§ **Requirements**:
In the material below, count the lines with the word "React" and state that number only.

________________________________________

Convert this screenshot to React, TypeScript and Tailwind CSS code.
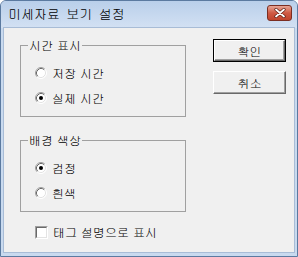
import React from "react";

const font = "font-['Gulim','Noto_Sans_CJK_KR',sans-serif]";

function Radio({ checked }: { checked?: boolean }) {
  return (
    <svg width="12" height="12" viewBox="0 0 12 12" className="shrink-0">
      <circle cx="6" cy="6" r="5" fill="#ffffff" />
      <path d="M2.11 9.89 A5.5 5.5 0 0 1 9.89 2.11" fill="none" stroke="#a0a0a0" strokeWidth="1" />
      <path d="M9.89 2.11 A5.5 5.5 0 0 1 2.11 9.89" fill="none" stroke="#ffffff" strokeWidth="1" />
      <path d="M2.82 9.18 A4.5 4.5 0 0 1 9.18 2.82" fill="none" stroke="#696969" strokeWidth="1" />
      <path d="M9.18 2.82 A4.5 4.5 0 0 1 2.82 9.18" fill="none" stroke="#e3e3e3" strokeWidth="1" />
      {checked && <circle cx="6" cy="6" r="2" fill="#000000" />}
    </svg>
  );
}

function Checkbox() {
  return (
    <span className="block w-[13px] h-[13px] shrink-0 border border-t-[#a0a0a0] border-l-[#a0a0a0] border-r-white border-b-white">
      <span className="block w-full h-full bg-white border border-t-[#696969] border-l-[#696969] border-r-[#e3e3e3] border-b-[#e3e3e3]" />
    </span>
  );
}

function Button({ label, primary }: { label: string; primary?: boolean }) {
  return (
    <div className={`w-[73px] h-[23px] ${primary ? "border border-black" : ""}`}>
      <div className="w-full h-full flex items-center justify-center bg-[#f0f0f0] border border-t-white border-l-white border-r-[#696969] border-b-[#696969] shadow-[inset_-1px_-1px_0_#a0a0a0] text-[12px] leading-[14px] text-black">
        {label}
      </div>
    </div>
  );
}

function Group({
  title,
  options,
  className = "",
}: {
  title: string;
  options: { label: string; checked?: boolean }[];
  className?: string;
}) {
  return (
    <fieldset className={`w-[166px] border border-[#a0a0a0] pl-[7px] pb-[11px] ${className}`}>
      <legend className="px-[1px] text-[12px] leading-[14px] text-black">{title}</legend>
      <div className="pl-[7px] pt-[14px] flex flex-col gap-[11px]">
        {options.map((o) => (
          <div key={o.label} className="h-[14px] flex items-center gap-[5px] text-[12px] leading-[14px] text-black">
            <Radio checked={o.checked} />
            <span>{o.label}</span>
          </div>
        ))}
      </div>
    </fieldset>
  );
}

export default function App() {
  return (
    <div className={`w-[298px] h-[257px] flex flex-col rounded-t-[6px] border border-[#5b7aa0] bg-[#c9daef] overflow-hidden ${font}`}>
      {/* Title bar */}
      <div className="h-[27px] flex items-start pl-[7px] pr-[5px] bg-gradient-to-b from-[#b9cfea] to-[#d3e1f3]">
        <span className="mt-[5px] text-[13px] leading-[16px] text-black [word-spacing:2px]">미세자료 보기 설정</span>
        <div className="ml-auto mt-[4px] w-[25px] h-[16px] rounded-[3px] border border-[#7b2e22] bg-gradient-to-b from-[#e6a596] via-[#cf5a44] to-[#c0442c] flex items-center justify-center">
          <svg width="12" height="10" viewBox="0 0 12 10">
            <path d="M2 1.5 L10 8.5 M10 1.5 L2 8.5" stroke="#5a1c12" strokeWidth="3.2" strokeLinecap="round" />
            <path d="M2 1.5 L10 8.5 M10 1.5 L2 8.5" stroke="#ffffff" strokeWidth="1.8" strokeLinecap="round" />
          </svg>
        </div>
      </div>

      {/* Client area */}
      <div className="flex-1 mx-[3px] mb-[4px] bg-[#f0f0f0] shadow-[0_0_0_1px_#a8bcd6] flex pl-[16px] pt-[10px] pr-[8px]">
        <div className="flex flex-col">
          <Group
            title="시간 표시"
            options={[{ label: "저장 시간" }, { label: "실제 시간", checked: true }]}
          />
          <Group
            title="배경 색상"
            className="mt-[16px]"
            options={[{ label: "검정", checked: true }, { label: "흰색" }]}
          />
          <div className="mt-[13px] ml-[15px] h-[14px] flex items-center gap-[5px] text-[12px] leading-[14px] text-black">
            <Checkbox />
            <span>태그 설명으로 표시</span>
          </div>
        </div>
        <div className="ml-auto mt-[1px] flex flex-col gap-[9px]">
          <Button label="확인" primary />
          <Button label="취소" />
        </div>
      </div>
    </div>
  );
}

________________________________________

§ **Exercise output**:
2